Ardeal · March 17, 2021, 1:48pm

@Alexey_Demyanchuk ,
Thank you for your reply!

I did the following test:

	num_workers=8	num_workers = 8
CPU	i9-9900K(8 cores 16 threads)	i7-10700K(8scores 16 threads)
GPU	2080Ti(11GB)	3090(24GB)
CPU RAM used	9.5G	unknown
GPU RAM used	17.5G	unknown
epoch	300	300
datasets	COCO	COCO
image count	122218	122218
batch size	8	8
code	yolov3 the same	yolov3 the same

on 2080Ti computer, the code could be correctly trained.
On 3090 computer, once the taining and validation data were loaded, the code doesn’t go forward. I click the “Pause Program” button on Pycharm, and found that the code stops in the following code:

C:\ProgramData\Anaconda3\Lib\multiprocessing\connection.py:
    def _exhaustive_wait(handles, timeout):
        # Return ALL handles which are currently signalled.  (Only
        # returning the first signalled might create starvation issues.)
        L = list(handles)
        ready = []
        while L:
            res = _winapi.WaitForMultipleObjects(L, False, timeout)
            if res == WAIT_TIMEOUT:
                break
            elif WAIT_OBJECT_0 <= res < WAIT_OBJECT_0 + len(L):
                res -= WAIT_OBJECT_0
            elif WAIT_ABANDONED_0 <= res < WAIT_ABANDONED_0 + len(L):
                res -= WAIT_ABANDONED_0
            else:
                raise RuntimeError('Should not get here')
            ready.append(L[res])
            L = L[res+1:]
            timeout = 0
        return ready

It seems that the code is waiting for thread?

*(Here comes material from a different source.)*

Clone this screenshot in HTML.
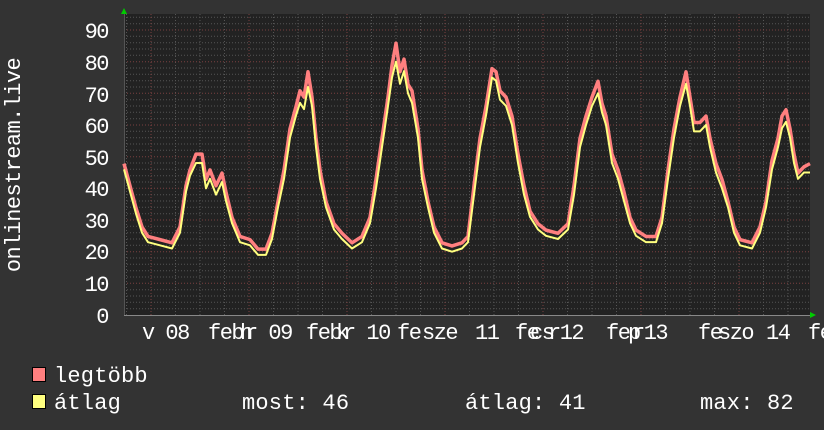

Alexey_Demyanchuk · March 22, 2021, 8:00am

Hi,

I am a bit lost. Because in the beginning of the thread your code worked on 3090 machine.
Hard to find the problem, sorry.

Ardeal · March 22, 2021, 8:17am

@Alexey_Demyanchuk ,

In the beginning, I did work on 3090 machine. however, I couldn’t find out the resolution of the issue. I then tried it on 2080Ti machine.

After testing the code on 2080Ti, There is no issue on 2080Ti. the issue still exists on 3090 machine. It is the issue as the beginning.

Alexey_Demyanchuk · March 22, 2021, 12:54pm

Is it the newest version of Pytorch you are using on the 3090 machine? If not, may be consider to update?